Basta ver, aliás, como à nossa volta (a começar pelas televisões) triunfa uma mentalidade de menosprezo pela especificidade cinematográfica. E não falo apenas das muitas maravilhas que os filmes nos oferecem e ensinam. Falo de coisas mais básicas: o cinema existe, tem um público (aliás, tem muitos públicos — no plural), mas quem decide tende quase sempre a pensar que o entertainment está onde a televisão o pôs.
O mais absurdo neste fim mais que prematuro da Premiere portuguesa é que, sob a direcção de José Vieira Mendes e com a sua microscópica mas talentosa equipa redactorial, a revista tinha, de facto, cumprido aquilo que qualquer gestor mais ambiciona: definir um perfil estável do produto, tornando-o financeiramente consistente e mantendo-o através de um público de rara fidelidade.

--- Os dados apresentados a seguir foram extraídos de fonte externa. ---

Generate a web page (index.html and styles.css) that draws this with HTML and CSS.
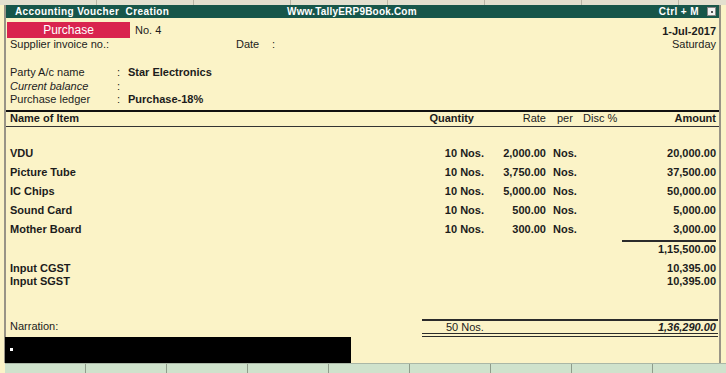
FILE: index.html
```html
<!DOCTYPE html>
<html lang="en">
<head>
    <meta charset="UTF-8">
    <title>Accounting Voucher Creation</title>
    <link rel="stylesheet" href="styles.css">
</head>
<body>
    <div class="top-strip">
        <span></span><span></span><span></span><span></span><span></span><span></span><span></span>
    </div>

    <div class="frame">
        <div class="title-bar">
            <span class="title">Accounting Voucher&nbsp; Creation</span>
            <span class="site">Www.TallyERP9Book.Com</span>
            <span class="shortcut">Ctrl + M</span>
            <span class="close-box"><i></i></span>
        </div>

        <div class="voucher">
            <div class="head-row">
                <div class="head-left">
                    <div class="type-row">
                        <span class="type-badge">Purchase</span>
                        <span class="vch-no">No. 4</span>
                    </div>
                    <div class="supplier-row">
                        <span class="supplier">Supplier invoice no.:</span>
                        <span class="date-label">Date</span>
                        <span class="colon">:</span>
                    </div>
                </div>
                <div class="head-right">
                    <div class="date">1-Jul-2017</div>
                    <div class="day">Saturday</div>
                </div>
            </div>

            <div class="party">
                <div class="party-row"><span class="p-label">Party A/c name</span><span class="p-colon">:</span><b>Star Electronics</b></div>
                <div class="party-row"><span class="p-label italic">Current balance</span><span class="p-colon">:</span></div>
                <div class="party-row"><span class="p-label">Purchase ledger</span><span class="p-colon">:</span><b>Purchase-18%</b></div>
            </div>

            <div class="grid-row col-head">
                <span class="c-name">Name of Item</span>
                <span class="c-qty">Quantity</span>
                <span class="c-rate">Rate</span>
                <span class="c-per">per</span>
                <span class="c-disc">Disc %</span>
                <span class="c-amt">Amount</span>
            </div>

            <div class="items">
                <div class="grid-row item">
                    <span class="c-name">VDU</span><span class="c-qty">10 Nos.</span><span class="c-rate">2,000.00</span><span class="c-per">Nos.</span><span class="c-disc"></span><span class="c-amt">20,000.00</span>
                </div>
                <div class="grid-row item">
                    <span class="c-name">Picture Tube</span><span class="c-qty">10 Nos.</span><span class="c-rate">3,750.00</span><span class="c-per">Nos.</span><span class="c-disc"></span><span class="c-amt">37,500.00</span>
                </div>
                <div class="grid-row item">
                    <span class="c-name">IC Chips</span><span class="c-qty">10 Nos.</span><span class="c-rate">5,000.00</span><span class="c-per">Nos.</span><span class="c-disc"></span><span class="c-amt">50,000.00</span>
                </div>
                <div class="grid-row item">
                    <span class="c-name">Sound Card</span><span class="c-qty">10 Nos.</span><span class="c-rate">500.00</span><span class="c-per">Nos.</span><span class="c-disc"></span><span class="c-amt">5,000.00</span>
                </div>
                <div class="grid-row item">
                    <span class="c-name">Mother Board</span><span class="c-qty">10 Nos.</span><span class="c-rate">300.00</span><span class="c-per">Nos.</span><span class="c-disc"></span><span class="c-amt">3,000.00</span>
                </div>
            </div>

            <div class="grid-row subtotal">
                <span class="c-name"></span><span class="c-qty"></span><span class="c-rate"></span><span class="c-per"></span><span class="c-disc"></span><span class="c-amt">1,15,500.00</span>
            </div>

            <div class="taxes">
                <div class="grid-row tax"><span class="c-name">Input CGST</span><span class="c-amt">10,395.00</span></div>
                <div class="grid-row tax"><span class="c-name">Input SGST</span><span class="c-amt">10,395.00</span></div>
            </div>

            <div class="total-row">
                <span class="narration">Narration:</span>
                <div class="total-box">
                    <span class="total-qty">50 Nos.</span>
                    <span class="total-amt">1,36,290.00</span>
                </div>
            </div>

            <div class="narration-input"><i></i></div>
        </div>
    </div>

    <div class="bottom-strip">
        <span></span><span></span><span></span><span></span><span></span><span></span><span></span><span></span><span></span>
    </div>
</body>
</html>
```

FILE: styles.css
```css
body {
    margin: 0;
    background-color: #fbf3c7;
    font-family: "Liberation Sans", Arial, sans-serif;
    font-size: 11px;
    color: #1c1c1c;
    width: 726px;
    height: 373px;
    overflow: hidden;
}
.top-strip {
    height: 5px;
    background-color: #e3e0cf;
    display: flex;
}
.top-strip span {
    width: 96px;
    border-right: 1px solid #b9b6a6;
    flex: none;
}
.frame {
    margin-left: 4px;
    width: 713px;
    border-left: 2px solid #999486;
    border-right: 2px solid #999486;
}
.title-bar {
    height: 13px;
    background-color: #17564a;
    color: #fff;
    font-weight: bold;
    font-size: 10px;
    line-height: 13px;
    display: flex;
    align-items: center;
    padding-left: 9px;
    letter-spacing: 0.4px;
}
.title {
    width: 272px;
}
.site {
    flex: 1;
    letter-spacing: 0.2px;
}
.shortcut {
    margin-right: 8px;
}
.close-box {
    width: 7px;
    height: 7px;
    background-color: #f2f2f2;
    border: 1px solid #888;
    margin-right: 3px;
    display: flex;
    align-items: center;
    justify-content: center;
}
.close-box i {
    width: 2px;
    height: 2px;
    background-color: #555;
}
.voucher {
    padding-top: 4px;
}
.head-row {
    display: flex;
    justify-content: space-between;
}
.type-row {
    display: flex;
    align-items: center;
    height: 16px;
}
.type-badge {
    width: 123px;
    margin-left: 1px;
    height: 16px;
    line-height: 16px;
    background-color: #d9244f;
    color: #fff;
    text-align: center;
    font-size: 12px;
}
.vch-no {
    margin-left: 5px;
}
.supplier-row {
    height: 13px;
    line-height: 12px;
    display: flex;
    padding-left: 4px;
}
.supplier {
    width: 226px;
}
.date-label {
    width: 36px;
}
.head-right {
    text-align: right;
    padding-right: 3px;
    padding-top: 2px;
}
.date {
    font-weight: bold;
    line-height: 14px;
}
.day {
    line-height: 13px;
}
.party {
    margin-top: 15px;
    padding-left: 4px;
}
.party-row {
    height: 13.5px;
    line-height: 13px;
    display: flex;
}
.p-label {
    width: 107px;
}
.p-colon {
    width: 11px;
}
.italic {
    font-style: italic;
}
.grid-row {
    display: grid;
    grid-template-columns: 406px 68px 62px 34px 42px 94px;
    padding-left: 4px;
    padding-right: 3px;
}
.col-head {
    margin-top: 3px;
    border-top: 2px solid #111;
    border-bottom: 1px solid #333;
    font-weight: bold;
    height: 14px;
    line-height: 13px;
}
.col-head .c-qty {
    text-align: right;
    padding-right: 10px;
}
.col-head .c-per {
    padding-left: 11px;
    font-weight: normal;
}
.col-head .c-disc {
    padding-left: 3px;
    font-weight: normal;
}
.col-head .c-rate {
    font-weight: normal;
}
.c-qty, .c-rate, .c-amt {
    text-align: right;
}
.c-per {
    padding-left: 7px;
}
.items {
    margin-top: 17px;
}
.item {
    height: 19px;
    line-height: 19px;
    font-weight: bold;
}
.subtotal {
    margin-top: 1px;
    font-weight: bold;
    line-height: 14px;
}
.subtotal .c-amt {
    border-top: 2px solid #2b2b2b;
}
.taxes {
    margin-top: 6px;
}
.tax {
    grid-template-columns: 1fr 94px;
    font-weight: bold;
    line-height: 13px;
}
.total-row {
    margin-top: 31px;
    display: flex;
    align-items: center;
    padding-left: 4px;
}
.narration {
    width: 412px;
    line-height: 13px;
    padding-bottom: 3px;
}
.total-box {
    flex: 1;
    display: flex;
    justify-content: space-between;
    border-top: 2px solid #2b2b2b;
    border-bottom: 4px double #2b2b2b;
    height: 12px;
    line-height: 12px;
    padding-left: 24px;
    margin-right: 1px;
    padding-right: 2px;
}
.total-amt {
    font-weight: bold;
    font-style: italic;
}
.narration-input {
    margin-left: -1px;
    width: 346px;
    height: 26px;
    background-color: #000;
    display: flex;
    align-items: center;
}
.narration-input i {
    width: 3px;
    height: 3px;
    background-color: #fff;
    margin-left: 5px;
}
.bottom-strip {
    height: 10px;
    background-color: #cfe2cc;
    display: flex;
    margin-left: 5px;
    border-top: 1px solid #aab7a6;
}
.bottom-strip span {
    width: 80px;
    border-right: 1px solid #8f9c8b;
    flex: none;
}
```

E será uma ilusão infantil (e económica) supor que a "pequenez" dos números da Premiere decorre de uma qualquer fragilidade. Na verdade, cada vez mais, o mercado é um fenómeno global de nichos e esperar que tudo se possa medir segundo uma lógica televisiva de audiências é ingenuidade e, mais do que isso, um crasso erro económico. Com esta notícia, a cinefilia perde — e também a economia do cinema.